--- START Recorded information ---
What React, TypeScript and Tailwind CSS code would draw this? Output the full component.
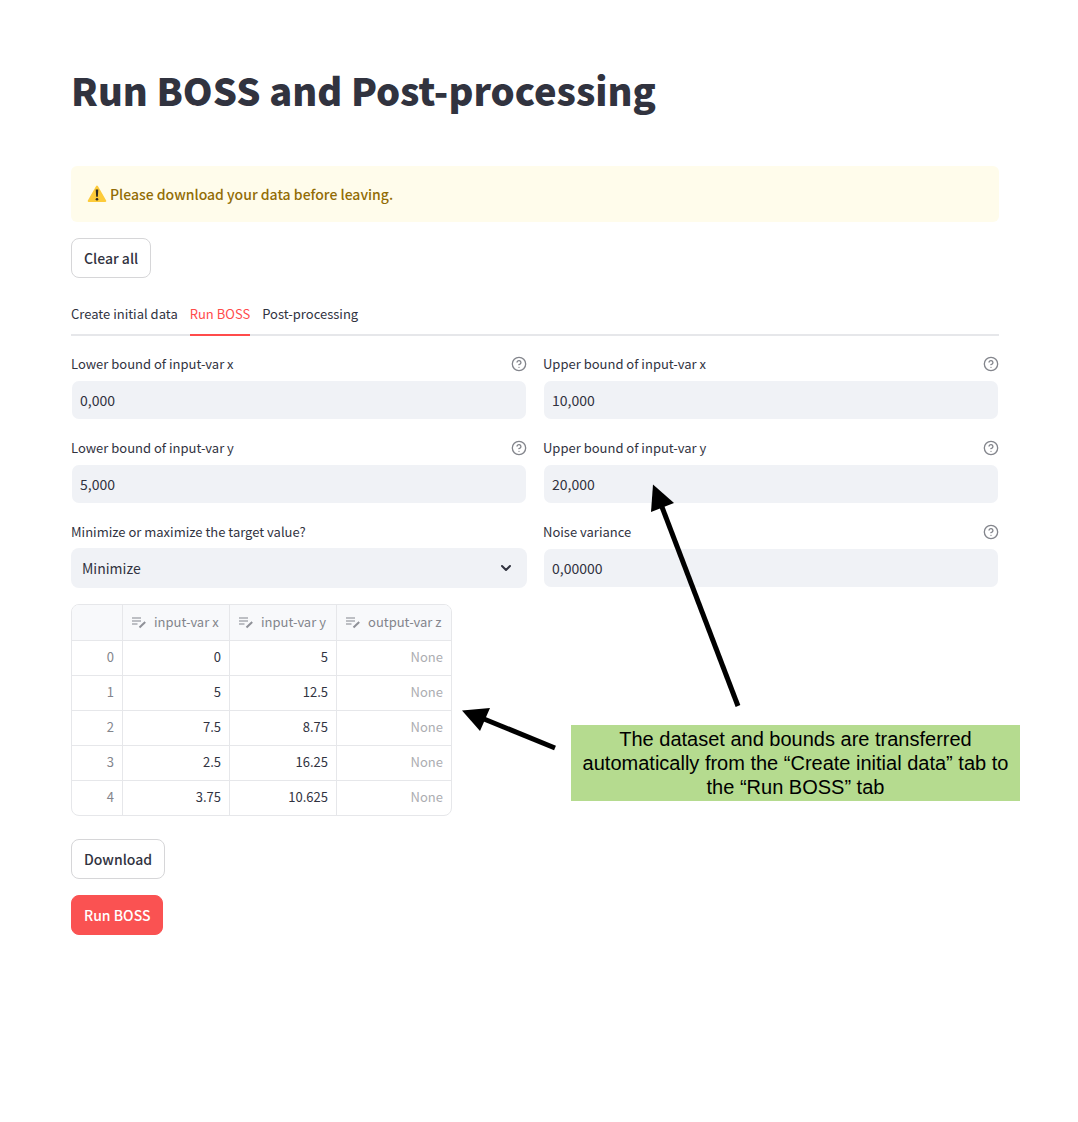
--- END Recorded information ---
--- START Recorded information ---
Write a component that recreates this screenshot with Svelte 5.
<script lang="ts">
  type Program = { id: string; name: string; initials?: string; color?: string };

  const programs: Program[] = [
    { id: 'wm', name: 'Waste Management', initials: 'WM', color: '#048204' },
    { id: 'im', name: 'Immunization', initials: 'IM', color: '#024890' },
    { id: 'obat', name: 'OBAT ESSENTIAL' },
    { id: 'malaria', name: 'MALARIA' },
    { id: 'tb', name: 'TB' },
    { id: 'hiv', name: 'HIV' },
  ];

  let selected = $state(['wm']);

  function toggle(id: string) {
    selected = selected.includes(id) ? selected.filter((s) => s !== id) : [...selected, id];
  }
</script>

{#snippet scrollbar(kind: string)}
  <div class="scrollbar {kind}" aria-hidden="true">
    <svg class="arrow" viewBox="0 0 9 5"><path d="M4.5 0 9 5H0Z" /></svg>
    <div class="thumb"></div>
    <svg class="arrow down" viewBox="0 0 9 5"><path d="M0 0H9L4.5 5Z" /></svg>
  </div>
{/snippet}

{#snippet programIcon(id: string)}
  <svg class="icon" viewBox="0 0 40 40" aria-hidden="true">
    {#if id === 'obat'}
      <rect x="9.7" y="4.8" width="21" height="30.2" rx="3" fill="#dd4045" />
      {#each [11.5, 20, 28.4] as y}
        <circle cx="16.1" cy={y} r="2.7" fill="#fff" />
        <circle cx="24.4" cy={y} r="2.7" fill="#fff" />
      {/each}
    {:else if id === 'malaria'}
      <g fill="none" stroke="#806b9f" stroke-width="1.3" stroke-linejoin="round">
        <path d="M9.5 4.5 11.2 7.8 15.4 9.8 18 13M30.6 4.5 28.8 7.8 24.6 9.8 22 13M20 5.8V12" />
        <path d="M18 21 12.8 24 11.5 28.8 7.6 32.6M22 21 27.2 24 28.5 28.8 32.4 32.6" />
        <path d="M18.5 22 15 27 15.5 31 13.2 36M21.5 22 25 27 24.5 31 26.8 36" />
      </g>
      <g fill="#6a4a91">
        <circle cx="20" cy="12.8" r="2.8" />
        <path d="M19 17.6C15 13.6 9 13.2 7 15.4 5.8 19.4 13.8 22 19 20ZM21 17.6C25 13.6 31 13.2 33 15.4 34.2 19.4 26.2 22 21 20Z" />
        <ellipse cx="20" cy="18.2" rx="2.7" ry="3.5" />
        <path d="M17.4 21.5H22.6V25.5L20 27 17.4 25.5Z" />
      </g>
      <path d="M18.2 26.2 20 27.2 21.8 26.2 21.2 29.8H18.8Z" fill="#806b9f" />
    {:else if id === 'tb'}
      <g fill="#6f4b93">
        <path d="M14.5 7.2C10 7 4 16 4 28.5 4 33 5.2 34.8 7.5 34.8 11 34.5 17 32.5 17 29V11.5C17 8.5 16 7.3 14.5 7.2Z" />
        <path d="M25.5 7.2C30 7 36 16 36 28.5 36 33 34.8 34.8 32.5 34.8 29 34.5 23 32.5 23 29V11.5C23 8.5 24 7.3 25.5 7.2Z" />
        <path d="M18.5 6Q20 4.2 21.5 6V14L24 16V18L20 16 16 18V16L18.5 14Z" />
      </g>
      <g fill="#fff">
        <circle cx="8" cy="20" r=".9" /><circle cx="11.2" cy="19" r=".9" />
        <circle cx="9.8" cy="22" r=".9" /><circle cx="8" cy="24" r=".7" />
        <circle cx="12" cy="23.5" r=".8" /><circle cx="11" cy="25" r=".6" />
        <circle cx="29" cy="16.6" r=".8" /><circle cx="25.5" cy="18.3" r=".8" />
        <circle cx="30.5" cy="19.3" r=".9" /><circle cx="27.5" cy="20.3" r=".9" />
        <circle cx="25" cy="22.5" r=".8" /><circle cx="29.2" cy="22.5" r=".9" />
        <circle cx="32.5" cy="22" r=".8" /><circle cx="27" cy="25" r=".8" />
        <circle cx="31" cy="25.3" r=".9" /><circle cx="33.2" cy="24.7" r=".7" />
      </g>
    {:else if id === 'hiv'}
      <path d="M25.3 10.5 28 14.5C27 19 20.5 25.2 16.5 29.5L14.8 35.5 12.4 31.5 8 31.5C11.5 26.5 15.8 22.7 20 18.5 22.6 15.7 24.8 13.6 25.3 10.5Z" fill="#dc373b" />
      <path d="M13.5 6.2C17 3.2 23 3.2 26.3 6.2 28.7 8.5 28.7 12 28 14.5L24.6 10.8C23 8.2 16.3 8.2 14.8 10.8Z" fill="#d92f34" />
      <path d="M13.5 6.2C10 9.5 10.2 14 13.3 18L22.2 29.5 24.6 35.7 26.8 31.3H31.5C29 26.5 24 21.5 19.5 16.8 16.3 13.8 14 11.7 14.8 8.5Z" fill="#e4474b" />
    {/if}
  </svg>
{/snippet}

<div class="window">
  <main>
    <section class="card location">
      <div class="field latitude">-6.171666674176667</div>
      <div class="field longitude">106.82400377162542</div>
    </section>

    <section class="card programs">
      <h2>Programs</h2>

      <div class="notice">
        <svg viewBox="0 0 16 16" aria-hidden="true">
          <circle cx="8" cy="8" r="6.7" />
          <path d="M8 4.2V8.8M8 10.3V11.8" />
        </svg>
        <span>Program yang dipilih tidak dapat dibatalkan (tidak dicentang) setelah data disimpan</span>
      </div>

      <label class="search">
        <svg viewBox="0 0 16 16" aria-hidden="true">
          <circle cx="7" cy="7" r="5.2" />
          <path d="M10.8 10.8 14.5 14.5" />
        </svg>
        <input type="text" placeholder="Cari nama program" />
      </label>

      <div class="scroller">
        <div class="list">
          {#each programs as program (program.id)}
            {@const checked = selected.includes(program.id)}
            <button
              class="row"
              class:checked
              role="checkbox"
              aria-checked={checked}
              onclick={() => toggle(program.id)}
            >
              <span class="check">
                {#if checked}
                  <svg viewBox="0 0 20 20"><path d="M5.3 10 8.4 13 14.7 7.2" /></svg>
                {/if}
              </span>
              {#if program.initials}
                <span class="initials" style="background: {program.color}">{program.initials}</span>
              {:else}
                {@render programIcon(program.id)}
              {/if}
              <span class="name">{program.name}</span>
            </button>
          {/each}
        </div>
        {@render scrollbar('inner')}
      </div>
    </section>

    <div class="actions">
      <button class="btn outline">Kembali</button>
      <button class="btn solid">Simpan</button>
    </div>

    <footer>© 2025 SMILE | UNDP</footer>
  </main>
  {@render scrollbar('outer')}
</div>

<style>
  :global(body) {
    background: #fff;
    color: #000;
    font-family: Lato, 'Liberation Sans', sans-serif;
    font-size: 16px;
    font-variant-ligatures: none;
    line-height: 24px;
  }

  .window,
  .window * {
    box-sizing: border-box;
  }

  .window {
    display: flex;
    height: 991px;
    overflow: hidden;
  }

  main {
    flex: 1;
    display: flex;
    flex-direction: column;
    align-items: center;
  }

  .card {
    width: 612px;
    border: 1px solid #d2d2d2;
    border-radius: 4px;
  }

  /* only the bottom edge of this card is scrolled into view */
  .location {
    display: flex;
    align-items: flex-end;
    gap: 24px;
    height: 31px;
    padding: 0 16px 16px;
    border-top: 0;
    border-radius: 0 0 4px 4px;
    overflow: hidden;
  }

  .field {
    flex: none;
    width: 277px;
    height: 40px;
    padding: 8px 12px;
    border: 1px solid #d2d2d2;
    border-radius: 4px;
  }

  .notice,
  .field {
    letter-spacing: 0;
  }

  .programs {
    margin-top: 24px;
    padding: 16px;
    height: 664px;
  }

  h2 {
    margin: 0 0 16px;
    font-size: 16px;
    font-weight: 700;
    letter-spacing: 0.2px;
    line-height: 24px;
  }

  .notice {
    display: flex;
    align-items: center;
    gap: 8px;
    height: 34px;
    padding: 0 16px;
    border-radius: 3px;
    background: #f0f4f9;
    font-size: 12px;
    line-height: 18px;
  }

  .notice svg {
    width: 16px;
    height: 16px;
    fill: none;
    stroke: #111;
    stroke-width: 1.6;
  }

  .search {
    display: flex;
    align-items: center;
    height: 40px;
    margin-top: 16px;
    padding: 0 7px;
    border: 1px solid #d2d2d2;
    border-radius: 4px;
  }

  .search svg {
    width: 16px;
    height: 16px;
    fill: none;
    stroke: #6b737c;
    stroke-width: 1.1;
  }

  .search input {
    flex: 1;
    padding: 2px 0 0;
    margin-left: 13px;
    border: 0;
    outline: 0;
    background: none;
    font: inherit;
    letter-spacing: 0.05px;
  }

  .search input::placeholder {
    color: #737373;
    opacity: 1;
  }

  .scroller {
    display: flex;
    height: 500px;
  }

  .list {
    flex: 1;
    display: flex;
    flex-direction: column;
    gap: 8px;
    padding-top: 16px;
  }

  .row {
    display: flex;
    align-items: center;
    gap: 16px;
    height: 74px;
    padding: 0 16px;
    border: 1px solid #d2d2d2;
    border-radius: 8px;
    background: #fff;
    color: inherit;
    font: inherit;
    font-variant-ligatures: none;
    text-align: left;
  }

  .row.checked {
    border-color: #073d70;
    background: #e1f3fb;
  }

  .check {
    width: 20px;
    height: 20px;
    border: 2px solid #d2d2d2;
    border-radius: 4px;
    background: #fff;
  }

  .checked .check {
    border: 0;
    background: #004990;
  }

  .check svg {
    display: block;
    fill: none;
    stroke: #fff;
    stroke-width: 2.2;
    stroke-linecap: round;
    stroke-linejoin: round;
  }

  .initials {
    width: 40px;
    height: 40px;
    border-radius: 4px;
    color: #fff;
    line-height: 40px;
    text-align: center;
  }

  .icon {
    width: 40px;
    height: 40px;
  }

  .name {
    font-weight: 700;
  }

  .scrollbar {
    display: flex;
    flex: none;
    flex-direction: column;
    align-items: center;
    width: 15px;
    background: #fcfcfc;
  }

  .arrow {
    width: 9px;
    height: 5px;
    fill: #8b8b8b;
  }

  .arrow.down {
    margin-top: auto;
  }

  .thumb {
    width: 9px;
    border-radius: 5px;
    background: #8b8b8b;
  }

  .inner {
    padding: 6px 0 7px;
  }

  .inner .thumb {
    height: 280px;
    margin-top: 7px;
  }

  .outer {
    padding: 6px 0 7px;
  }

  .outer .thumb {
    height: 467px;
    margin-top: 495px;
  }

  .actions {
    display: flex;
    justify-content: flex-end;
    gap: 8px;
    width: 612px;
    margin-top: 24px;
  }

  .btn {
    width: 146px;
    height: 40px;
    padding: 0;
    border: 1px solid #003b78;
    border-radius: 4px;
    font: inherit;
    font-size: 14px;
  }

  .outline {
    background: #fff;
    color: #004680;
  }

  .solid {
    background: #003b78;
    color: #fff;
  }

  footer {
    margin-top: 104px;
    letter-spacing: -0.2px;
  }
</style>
--- END Recorded information ---
To do:
Each line from the one holding "Write a component" to the one holding "string; name: string;", those two included, is to be transcribed exactly, and no other line.

Complete output:
Write a component that recreates this screenshot with Svelte 5.
<script lang="ts">
  type Program = { id: string; name: string; initials?: string; color?: string };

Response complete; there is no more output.